Per quanto riguarda la navigazione, l’art. 90 UNCLOS stabilisce che ogni Stato ha il diritto di far navigare in alto mare navi che battano la sua bandiera. Questa viene attribuita dallo Stato secondo condizioni da esso stesso determinate, purché sussista un legame sostanziale tra di esso e la nave (art. 91 UNCLOS ). L’esigenza di questo legame è motivata dall’esistenza del fenomeno delle cd. bandiere ombra, i.e. bandiere attribuite da uno Stato senza alcun legame effettivo con esso, e di conseguenza svincolate dall’osservanza delle norme interne o internazionali vigenti sul territorio domestico delle persone, fisiche o giuridiche, che ne esercitino il controllo effettivo (Schiano di Pepe, L., La questione della nazionalità delle navi dinanzi al Tribunale internazionale per il diritto del mare, in Riv. dir. int., 2002, 329 ss.).
Le navi private, invece, sono soggette a una serie di eccezioni. La prima è la pirateria marittima (artt. 101 ss. UNCLOS), crimine juris gentium che, come noto, vive oggi una fervida e preoccupante recrudescenza. In alto mare, in base a una regola consuetudinaria molto antica, qualsiasi Stato può, per mezzo delle sue navi pubbliche, catturare una nave (o un aeromobile) pirata, arrestare i responsabili e requisirne i beni. Gli organi giurisdizionali dello Stato che ha operato la cattura si pronunceranno sulla pena da infliggere e sulle misure da adottare nei confronti delle navi e dei beni.
E bene, cosa se ne deduce?L’obbligo di cooperazione, inoltre, è anche contemplato nel Protocollo n. 4 sul traffico illecito di migranti per terra, mare e cielo, annesso alla Convenzione di Palermo del 2000 delle Nazioni Unite contro la criminalità transnazionale organizzata. In base all’art. 8, in particolare, l’abbordaggio e l’ispezione di una nave, così come l’adozione di misure coercitive appropriate, sono sempre permesse, con riferimento ad azioni adottate al fine di combattere il traffico di migranti, se c’è un sospetto che la nave sia priva di nazionalità , mentre, nel caso di nave in alto mare battente bandiera di Stato diverso da quello che interviene, le misure in questione dovranno essere autorizzate (sulla giurisprudenza italiana applicativa di queste regole v. Cataldi, G., Giurisdizione e intervento in alto mare su navi impegnate nel traffico di migranti, in Giur. it., 2015, 1498).

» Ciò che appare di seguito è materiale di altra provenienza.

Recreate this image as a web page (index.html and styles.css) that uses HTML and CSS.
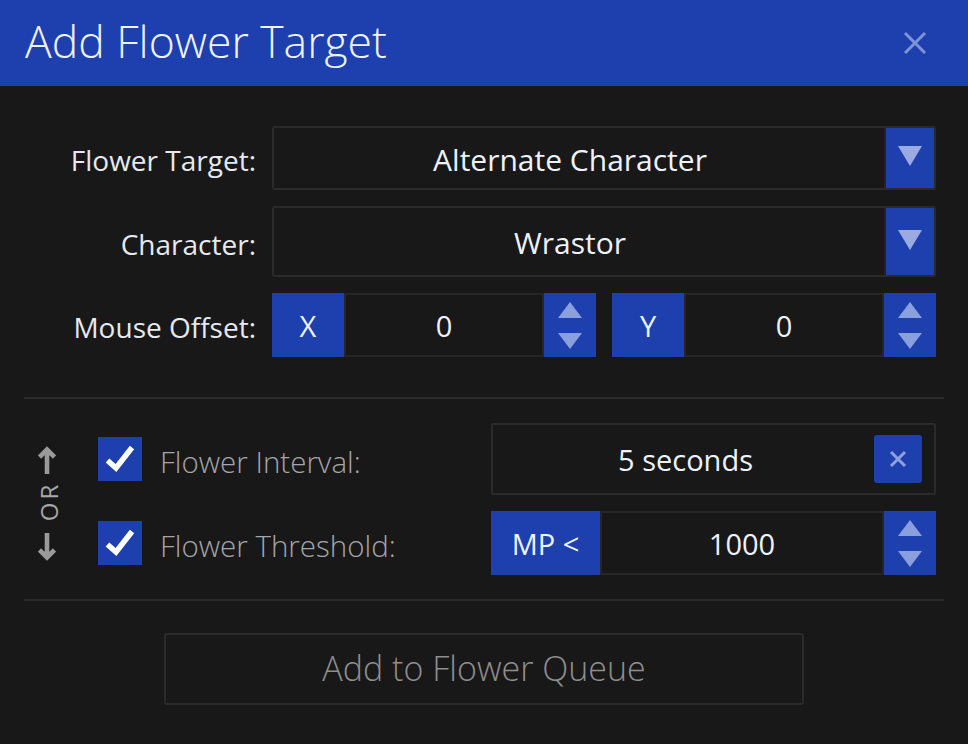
FILE: index.html
```html
<!DOCTYPE html>
<html>
<head>
<meta charset="utf-8">
<link rel="stylesheet" href="styles.css">
</head>
<body>
<div class="dialog">
  <header class="titlebar">
    <h1 class="title">Add Flower Target</h1>
    <span class="close" aria-label="Close">
      <svg width="24" height="24" viewBox="0 0 24 24"><path d="M2 2 L22 22 M22 2 L2 22" stroke="#7d93d6" stroke-width="3" fill="none"/></svg>
    </span>
  </header>

  <section class="target-grid">
    <div class="label">Flower Target:</div>
    <div class="select h64">
      <span class="select-value">Alternate Character</span>
      <span class="drop"><svg width="24" height="20" viewBox="0 0 24 20"><path d="M0 0 H24 L12 20 Z" fill="#9caae2"/></svg></span>
    </div>

    <div class="label">Character:</div>
    <div class="select h71">
      <span class="select-value">Wrastor</span>
      <span class="drop"><svg width="24" height="20" viewBox="0 0 24 20"><path d="M0 0 H24 L12 20 Z" fill="#9caae2"/></svg></span>
    </div>

    <div class="label">Mouse Offset:</div>
    <div class="offset-pair">
      <div class="numfield">
        <span class="tag axis">X</span>
        <span class="num">0</span>
        <span class="spin">
          <svg width="24" height="16" viewBox="0 0 24 16"><path d="M12 0 L24 16 H0 Z" fill="#8a9fdd"/></svg>
          <svg width="24" height="16" viewBox="0 0 24 16"><path d="M0 0 H24 L12 16 Z" fill="#8a9fdd"/></svg>
        </span>
      </div>
      <div class="numfield">
        <span class="tag axis">Y</span>
        <span class="num">0</span>
        <span class="spin">
          <svg width="24" height="16" viewBox="0 0 24 16"><path d="M12 0 L24 16 H0 Z" fill="#8a9fdd"/></svg>
          <svg width="24" height="16" viewBox="0 0 24 16"><path d="M0 0 H24 L12 16 Z" fill="#8a9fdd"/></svg>
        </span>
      </div>
    </div>
  </section>

  <div class="divider first"></div>

  <section class="conditions">
    <div class="or-col">
      <svg width="18" height="28" viewBox="0 0 18 28"><path d="M9 28 V4 M1.5 11 L9 3.5 L16.5 11" stroke="#9a9a9a" stroke-width="4.6" fill="none"/></svg>
      <div class="or"><span class="or-text">OR</span></div>
      <svg width="18" height="28" viewBox="0 0 18 28"><path d="M9 0 V24 M1.5 17 L9 24.5 L16.5 17" stroke="#9a9a9a" stroke-width="4.6" fill="none"/></svg>
    </div>
    <div class="cond-rows">
      <div class="cond-row">
        <span class="check"><svg width="44" height="44" viewBox="0 0 44 44"><path d="M9.5 23.5 L18 31 L34 10.5" stroke="#ffffff" stroke-width="5.5" fill="none"/></svg></span>
        <span class="cond-label">Flower Interval:</span>
        <div class="interval">
          <span class="interval-value">5 seconds</span>
          <span class="clear"><svg width="18" height="18" viewBox="0 0 18 18"><path d="M2 2 L16 16 M16 2 L2 16" stroke="#8ea0e0" stroke-width="3" fill="none"/></svg></span>
        </div>
      </div>
      <div class="cond-row">
        <span class="check"><svg width="44" height="44" viewBox="0 0 44 44"><path d="M9.5 23.5 L18 31 L34 10.5" stroke="#ffffff" stroke-width="5.5" fill="none"/></svg></span>
        <span class="cond-label">Flower Threshold:</span>
        <div class="numfield threshold">
          <span class="tag mp">MP &lt;</span>
          <span class="num">1000</span>
          <span class="spin">
            <svg width="24" height="16" viewBox="0 0 24 16"><path d="M12 0 L24 16 H0 Z" fill="#8a9fdd"/></svg>
            <svg width="24" height="16" viewBox="0 0 24 16"><path d="M0 0 H24 L12 16 Z" fill="#8a9fdd"/></svg>
          </span>
        </div>
      </div>
    </div>
  </section>

  <div class="divider second"></div>

  <footer class="actions">
    <button class="queue-btn">Add to Flower Queue</button>
  </footer>
</div>
</body>
</html>
```

FILE: styles.css
```css
* { box-sizing: border-box; }
html, body { margin: 0; padding: 0; background: #181818; }
body { font-family: "Open Sans", "Noto Sans", sans-serif; color: #eef2fb; }

.dialog { width: 968px; height: 744px; background: #181818; }

.titlebar {
  height: 86px;
  background: #1e40af;
  display: flex;
  align-items: center;
  justify-content: space-between;
  padding: 0 41px 0 25px;
}
.title {
  margin: 0;
  font-weight: 300;
  font-size: 44.5px;
  color: #eef2fb;
  line-height: 1;
  padding-bottom: 4px;
}
.close { display: flex; margin-top: -1px; }

.target-grid {
  display: grid;
  grid-template-columns: 256px 664px;
  column-gap: 16px;
  row-gap: 16px;
  padding-top: 40px;
  align-items: center;
}
.label {
  text-align: right;
  font-size: 28px;
  color: #e6e9f0;
  font-weight: 400;
  padding-top: 4px;
}

.select {
  display: flex;
  border: 2px solid #2a2a2a;
  border-radius: 3px;
}
.h64 { height: 64px; }
.h71 { height: 71px; }
.select-value {
  flex: 1;
  display: flex;
  align-items: center;
  justify-content: center;
  padding-right: 18px;
  font-size: 30px;
  padding-top: 2px;
}
.drop {
  width: 50px;
  background: #1e40af;
  border-left: 2px solid #222;
  display: flex;
  align-items: center;
  justify-content: center;
  padding-bottom: 4px;
}

.offset-pair {
  display: flex;
  gap: 16px;
  height: 64px;
}
.numfield {
  display: flex;
  height: 64px;
  flex: 1;
}
.tag {
  background: #1e40af;
  display: flex;
  align-items: center;
  justify-content: center;
  font-size: 29px;
  color: #eef2fb;
}
.axis { width: 72px; }
.num {
  flex: 1;
  border: 2px solid #262626;
  display: flex;
  align-items: center;
  justify-content: center;
  font-size: 29px;
}
.spin {
  width: 52px;
  background: #1e40af;
  display: flex;
  flex-direction: column;
  align-items: center;
  justify-content: center;
  gap: 15px;
}

.divider {
  height: 2px;
  background: #2a2a2a;
  margin: 0 24px;
}
.divider.first { margin-top: 40px; }

.conditions {
  display: flex;
  padding-top: 24px;
}
.or-col {
  width: 98px;
  display: flex;
  flex-direction: column;
  align-items: center;
  padding-top: 23px;
  padding-right: 4px;
}
.or {
  width: 18px;
  height: 36px;
  margin: 11px 0 12px 4px;
  display: flex;
  align-items: center;
  justify-content: center;
}
.or-text {
  transform: rotate(-90deg);
  font-size: 24px;
  line-height: 1;
  letter-spacing: 3px;
  padding-left: 3px;
  white-space: nowrap;
  color: #a8a8a8;
}
.cond-rows {
  display: flex;
  flex-direction: column;
  gap: 16px;
}
.cond-row {
  display: flex;
  align-items: center;
}
.check {
  width: 44px;
  height: 44px;
  background: #1e40af;
  display: flex;
}
.cond-label {
  width: 349px;
  padding-left: 18px;
  font-size: 29.5px;
  font-weight: 300;
  color: #a4a6ab;
  padding-top: 4px;
}
.interval {
  width: 445px;
  height: 72px;
  border: 2px solid #2a2a2a;
  border-radius: 2px;
  display: flex;
  align-items: center;
  padding-right: 12px;
}
.interval-value {
  flex: 1;
  text-align: center;
  font-size: 29px;
  padding-left: 4px;
}
.clear {
  width: 48px;
  height: 48px;
  background: #1e40af;
  border-radius: 3px;
  display: flex;
  align-items: center;
  justify-content: center;
}
.threshold { width: 445px; flex: none; }
.mp { width: 109px; }

.divider.second { margin-top: 24px; }

.actions {
  display: flex;
  justify-content: center;
  padding-top: 32px;
}
.queue-btn {
  width: 640px;
  height: 72px;
  background: transparent;
  border: 2px solid #2a2a2a;
  border-radius: 3px;
  font-family: "Open Sans", "Noto Sans", sans-serif;
  font-weight: 300;
  font-size: 34px;
  color: #8e8e8e;
  padding: 0 0 2px;
}
```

Secondo me, che se lo Stato Italiano individua nell'azione di "ricerca e salvataggio di potenziali naufraghi" il reato di "traffico di migranti", non esiste alcuna convenzione internazionale che vieti al Governo Italiano di adottare misure contro navi che non sono state autorizzate dallo stesso, relative al reato di pirateria e/o traffico di migranti.
In seconda istanza, i presunti naufraghi, issati a bordo di navi non italiane, hanno di fatto (e de jure) il primo approdo nello stato di cui batte bandiera la nave. Per loro vale, di conseguenza, il trattato di Dublino (18 mesi per trasferire il migrante nel paese di primo approdo (quello della nave).